With an ever expanding roster full of talented actors, the series certainly isn’t lacking in impressive performances. While Antony Starr shines once again as Homelander – particularly when the character takes a certain trip down memory lane – Erin Moriarty, Jessie T. Usher and Chace Crawford are finally given their time to shine. New additions Susan Heyward and Valorie Curry also impress as the latest Seven members, particularly the latter in embodying a deliciously awful conspiracy peddling persona. However, with several plot points and character arcs to juggle in an already packed series, certain members of the line-up are sidelined as a result, particularly Quaid’s Hughie and even more disappointingly, Supernatural allum Jeffrey Dean Morgan’s shady new addition.

Fans looking for more supe mayhem and outrageous action are once again well served, with plenty of diabolical carnage and outlandish stunts pushing the guts and gore limits, including a particularly hilarious Vought on Ice musical rehearsal and the madcap discovery of flying, V’d up killer farm animals.

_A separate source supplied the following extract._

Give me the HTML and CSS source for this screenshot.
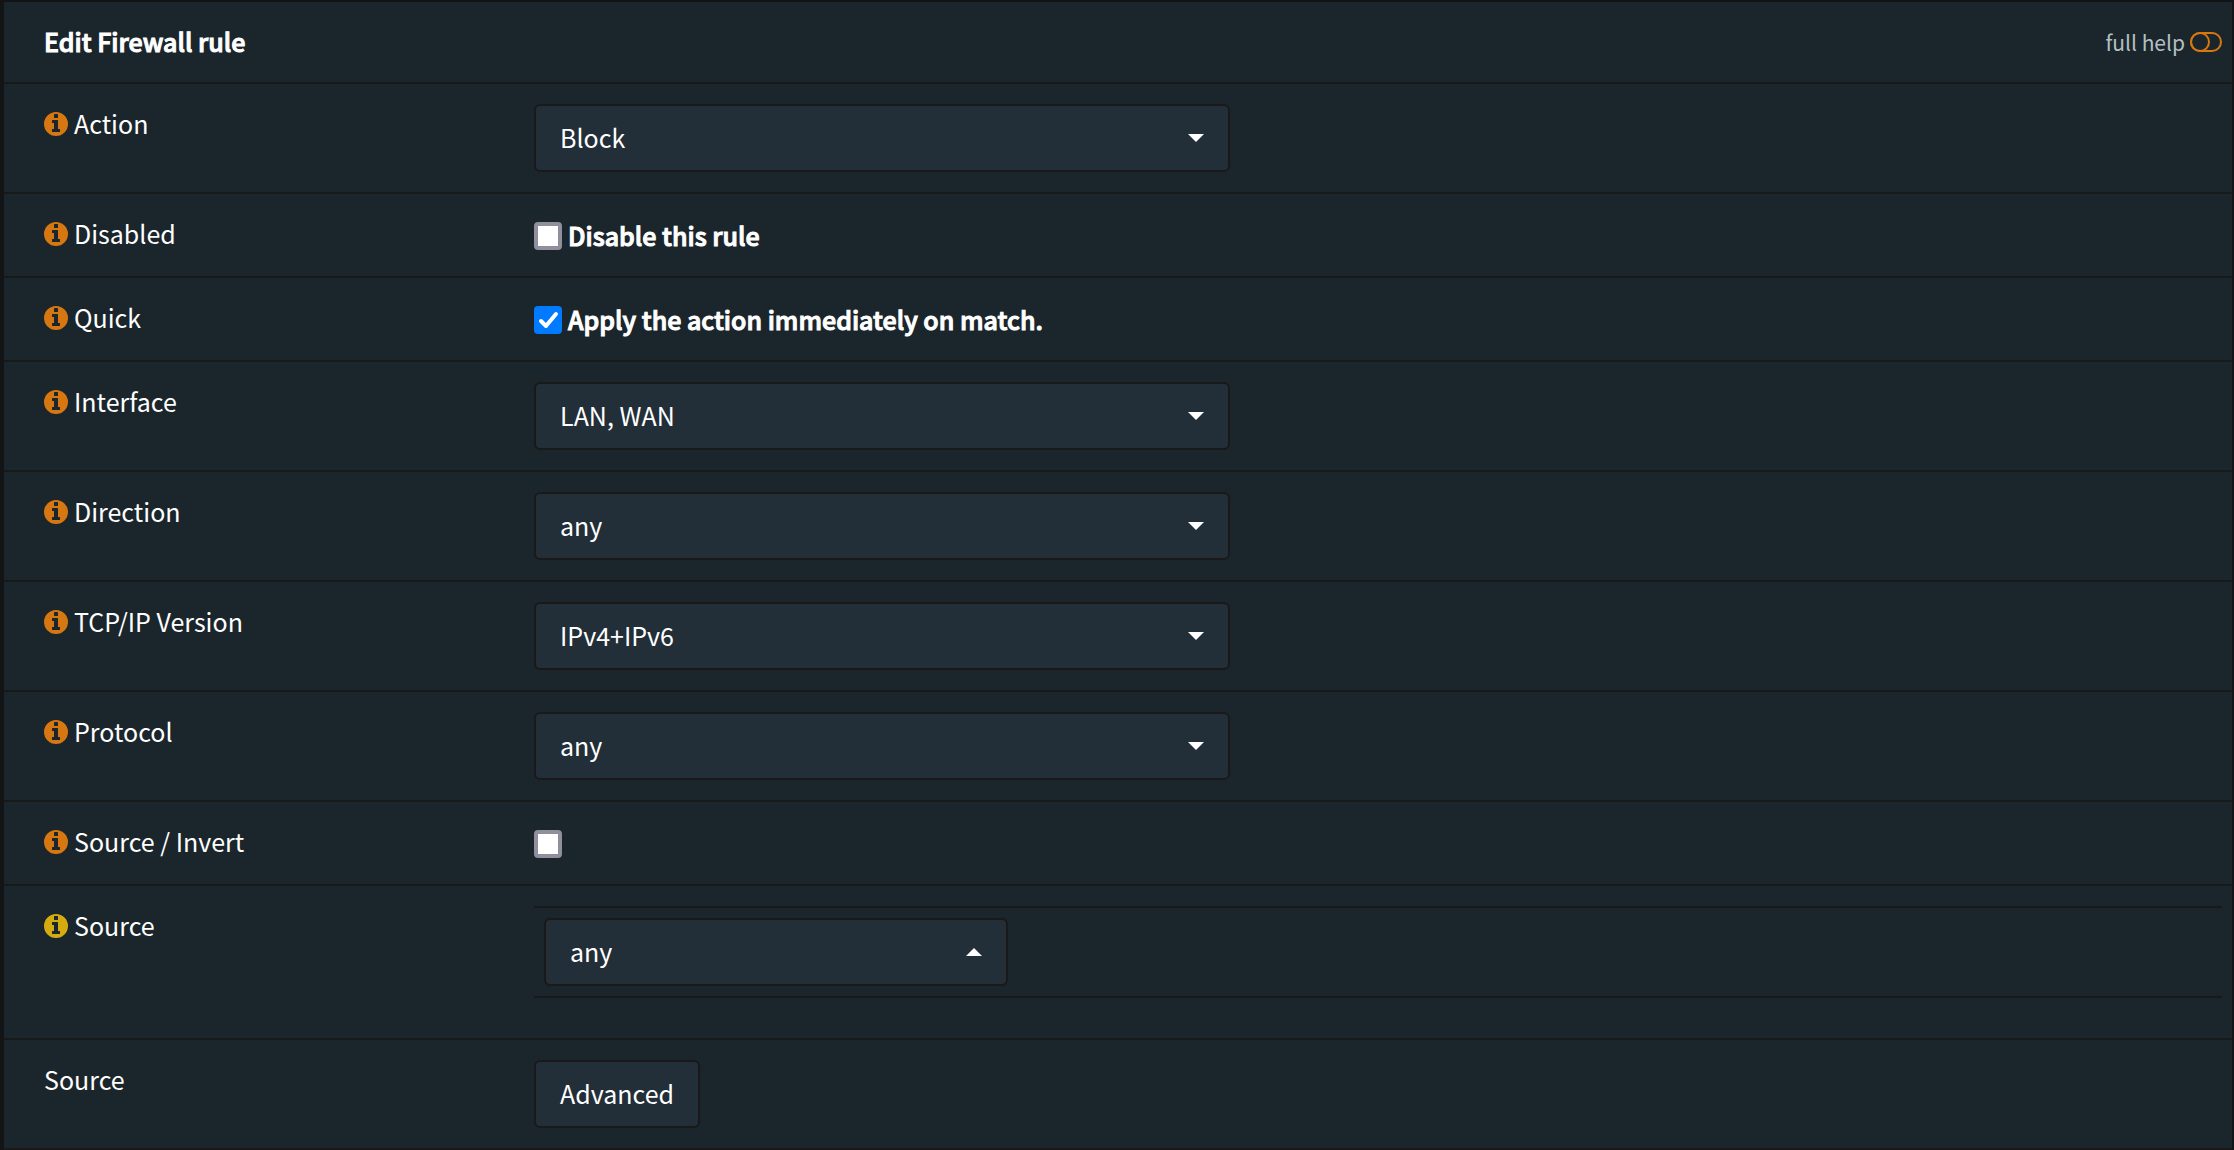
FILE: index.html
```html
<!DOCTYPE html>
<html lang="en">
<head>
<meta charset="utf-8">
<meta name="viewport" content="width=device-width, initial-scale=1">
<title>Edit Firewall rule</title>
<link rel="stylesheet" href="styles.css">
</head>
<body>
<svg class="sprite" aria-hidden="true">
  <symbol id="info" viewBox="0 0 24 24">
    <path fill-rule="evenodd" d="M12 0a12 12 0 1 1 0 24a12 12 0 0 1 0-24zM10.500 2h3q.5 0 .5.500v3q0 .5-.5.500h-3q-.5 0-.5-.500v-3q0-.5.5-.500zM8.500 8h5q.5 0 .5.500v8.500h1.500q.5 0 .5.500v2q0 .5-.5.500h-7q-.5 0-.5-.500v-2q0-.5.5-.500h1.500v-6h-1.500q-.5 0-.5-.500v-2q0-.5.5-.500z"/>
  </symbol>
</svg>
<form class="rule">
  <header class="row head">
    <h1 class="title">Edit Firewall rule</h1>
    <button class="help" type="button">full help
      <svg class="toggle" viewBox="0 0 32 20" aria-hidden="true"><rect x="1" y="1" width="30" height="18" rx="9"/><circle cx="10" cy="10" r="9"/></svg>
    </button>
  </header>
  <div class="row">
    <label class="name" for="action"><svg class="info"><use href="#info"/></svg>Action</label>
    <div class="field"><span class="select"><select id="action"><option>Block</option></select></span></div>
  </div>
  <div class="row">
    <span class="name"><svg class="info"><use href="#info"/></svg>Disabled</span>
    <div class="field"><label class="check"><input type="checkbox"><span class="check-text">Disable this rule</span></label></div>
  </div>
  <div class="row">
    <span class="name"><svg class="info"><use href="#info"/></svg>Quick</span>
    <div class="field"><label class="check"><input type="checkbox" checked><span class="check-text">Apply the action immediately on match.</span></label></div>
  </div>
  <div class="row">
    <label class="name" for="interface"><svg class="info"><use href="#info"/></svg>Interface</label>
    <div class="field"><span class="select"><select id="interface"><option>LAN, WAN</option></select></span></div>
  </div>
  <div class="row">
    <label class="name" for="direction"><svg class="info"><use href="#info"/></svg>Direction</label>
    <div class="field"><span class="select"><select id="direction"><option>any</option></select></span></div>
  </div>
  <div class="row">
    <label class="name" for="version"><svg class="info"><use href="#info"/></svg>TCP/IP Version</label>
    <div class="field"><span class="select"><select id="version"><option>IPv4+IPv6</option></select></span></div>
  </div>
  <div class="row">
    <label class="name" for="protocol"><svg class="info"><use href="#info"/></svg>Protocol</label>
    <div class="field"><span class="select"><select id="protocol"><option>any</option></select></span></div>
  </div>
  <div class="row">
    <label class="name" for="invert"><svg class="info"><use href="#info"/></svg>Source / Invert</label>
    <div class="field"><span class="check"><input type="checkbox" id="invert"></span></div>
  </div>
  <div class="row">
    <label class="name" for="source"><svg class="info info-active"><use href="#info"/></svg>Source</label>
    <div class="field"><div class="nested"><span class="select select-short select-up"><select id="source"><option>any</option></select></span></div></div>
  </div>
  <div class="row">
    <span class="name">Source</span>
    <div class="field"><button class="btn" type="button">Advanced</button></div>
  </div>
</form>
</body>
</html>
```

FILE: styles.css
```css
:root {
  --panel: #1b262c;
  --control: #222e38;
  --line: #191919;
  --accent: #d67711;
}

* {
  box-sizing: border-box;
}

body {
  margin: 0;
  background: var(--panel);
  color: #fff;
  font: 400 25px/38px "Noto Sans CJK JP", "Noto Sans", sans-serif;
}

.sprite {
  display: none;
}

.rule {
  border: solid #121416;
  border-width: 2px 2px 0 4px;
}

.row {
  display: grid;
  grid-template-columns: 490px 1fr;
  align-items: start;
  padding: 20px 10px 20px 40px;
  border-bottom: 2px solid var(--line);
}

.head {
  display: flex;
  justify-content: space-between;
}

.title,
.check-text {
  margin: 0;
  font-size: 25px;
  font-weight: 500;
  -webkit-text-stroke: 1px;
}

.help {
  display: flex;
  align-items: center;
  gap: 5px;
  padding: 0;
  border: 0;
  background: none;
  color: #b3bfc1;
  font: inherit;
  font-size: 21px;
  line-height: 40px;
}

.toggle {
  width: 32px;
  height: 20px;
  fill: none;
  stroke: var(--accent);
  stroke-width: 2;
}

.name {
  display: flex;
  align-items: center;
  gap: 6px;
}

.info {
  width: 24px;
  height: 24px;
  margin-top: 2px;
  fill: var(--accent);
}

.info-active {
  fill: #d5ac10;
}

.select {
  display: grid;
  align-items: center;
  max-width: 696px;
}

.select-short {
  max-width: 464px;
}

.select select,
.select::after {
  grid-area: 1 / 1;
}

.select::after {
  content: "";
  justify-self: end;
  margin-right: 26px;
  border: solid transparent;
  border-width: 8px 8px 0;
  border-top-color: #fff;
  pointer-events: none;
}

.select-up::after {
  border-width: 0 8px 8px;
  border-bottom-color: #fff;
}

.select select,
.btn {
  display: block;
  height: 68px;
  padding: 0 24px 2px;
  border: 2px solid var(--line);
  border-radius: 6px;
  background: var(--control);
  color: inherit;
  font: inherit;
  appearance: none;
}

.check {
  display: flex;
  align-items: start;
  gap: 6px;
  padding-top: 2px;
}

.check input {
  width: 28px;
  height: 28px;
  margin: 6px 0;
  border: 4px solid #8f8f9d;
  border-radius: 4px;
  background: #fff;
  appearance: none;
}

.check input:checked {
  border: 0;
  background: #007aff url("data:image/svg+xml,%3Csvg xmlns='http://www.w3.org/2000/svg' viewBox='0 0 28 28'%3E%3Cpath d='M7 15l5 5 10-12' fill='none' stroke='white' stroke-width='4' stroke-linecap='round' stroke-linejoin='round'/%3E%3C/svg%3E");
}

.nested {
  margin-bottom: 20px;
  padding: 10px;
  border: solid var(--line);
  border-width: 2px 0;
}
```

While the shock value of the depraved sex sequences and extreme violence is beginning to wear thin, particularly following the antics of Herogasm, the show is still one of the best out there for superhero smackdowns – with Starlight satisfyingly taking down The Deep in a particularly brutal toe-to-toe.


Following the highs of the excellent third season, The Boys’ jam-packed fourth outing is starting to feel like it’s fast running out of steam. With a somewhat predictable (yet still eerily creepy) political narrative and drawn out rivalry between Homelander and Butcher, one can only hope that the satire will come to a close with a satisfyingly diabolical conclusion in the fifth and final season.